Toronto reliever Robbie Ray took the loss, giving up one run and one hit in three innings. Margot hit his homer to left-center field off A.J. Cole to push Tampa Bay's lead to 3-0 in the seventh inning.

The wild-card Blue Jays broke through in the eighth against Anderson, didn't allow a run in 18 of 19 regular season appearances.

Rowdy Tellez's pinch-hit single gave Toronto a spark. Biggio followed with a double before Bichette delivered his sacrifice fly to make it 3-1.

Anderson avoided further damage when Adames made a nice play to snare Randal Grichuk's liner to end the inning.

Fairbanks worked a scoreless ninth to became the 13th different pitcher to earn a save for the Rays this season.

The Rays are back in the playoffs after beating Oakland in last year's AL wild-card game and losing to Houston in the divisional round.
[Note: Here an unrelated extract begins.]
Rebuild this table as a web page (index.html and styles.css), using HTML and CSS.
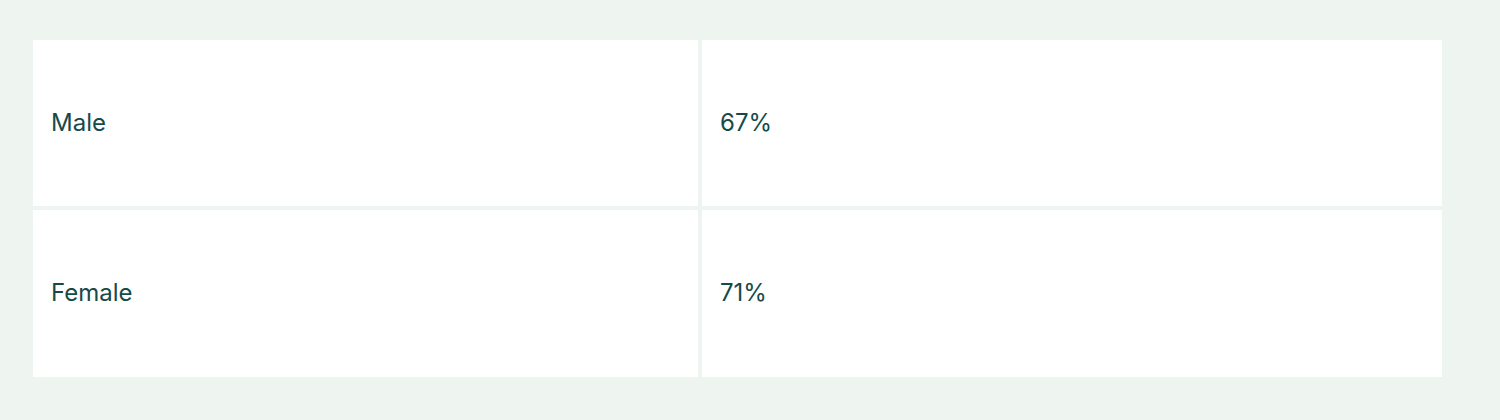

With a league-best 40-20 record, they captured their first division in 10 years. Tampa Bay also won six of 10 meetings against Toronto despite being outscored 48-44 and outhomered 17-11 during the regular season series.

Snell has only had modest success against the Blue Jays during his career, but the young division rivals had no answers for the lefty Tuesday until Kirk singled through the hole between first and second base with Castillo already warming up in the Rays bullpen.

The Rays starter walked Grichuk with two outs in the first before fanning Vladimir Guerrero Jr. Teoscar Hernandez drew a one-out walk before being erased on an inning-ending double play that got Snell through the fifth.

"The moment he was throwing all of his pitches for strikes, it was going to be tough for our hitters. He's pretty good," said Blue Jays manager Charlie Montoyo, who served on Cash's staff with the Rays from 2015-18.

"I'm not really defending our hitters. We did chase a lot. That's why we struck out nine times against Snell," Montoyo said. "But I do know when he's on, that's what hitters usually do, and I could tell he was on. ... I could tell that from the beginning."

Matt Shoemaker, who missed a month of the regular season with a right shoulder injury, started and worked three scoreless innings for the Blue Jays.

Randy Arozarena led off the fourth with a triple off Ray, and scored when a wild pitch on a walk to Adames got past catcher Danny Jansen.

WHO'S CALLING

Rookie LHP Shane McClanahan, who's yet to appear in a major league game, was a surprise addition to Tampa Bay's 28-man wild card roster. The 23-year-old learned of the decision from Cash and general manager Erik Neander on Monday. The first people he tried to call were his mother and father, who didn't answer. When his mother called back two hours later and asked what was wrong, he delivered the news. ''She was happy,'' McClanahan said. ''I was like, 'Hey, you might want to answer this phone call.''

TRAINER'S ROOM

Blue Jays: Tellez (right knee strain) was added to the wild-card roster after going on the 10-day injured list on Sept. 9 and missing the rest of the regular season.

Rays: INF Yandy Diaz (right hamstring strain), out since Sept. 1, was added to the playoff roster. 1B Ji-Man Choi (left hamstring strain) also returned.

UP NEXT

Lefty Hyun Jin Ryu starts for the Blue Jays against right-hander Tyler Glasnow, who's been Tampa Bay's best pitcher. Both will be working on an extra day of rest.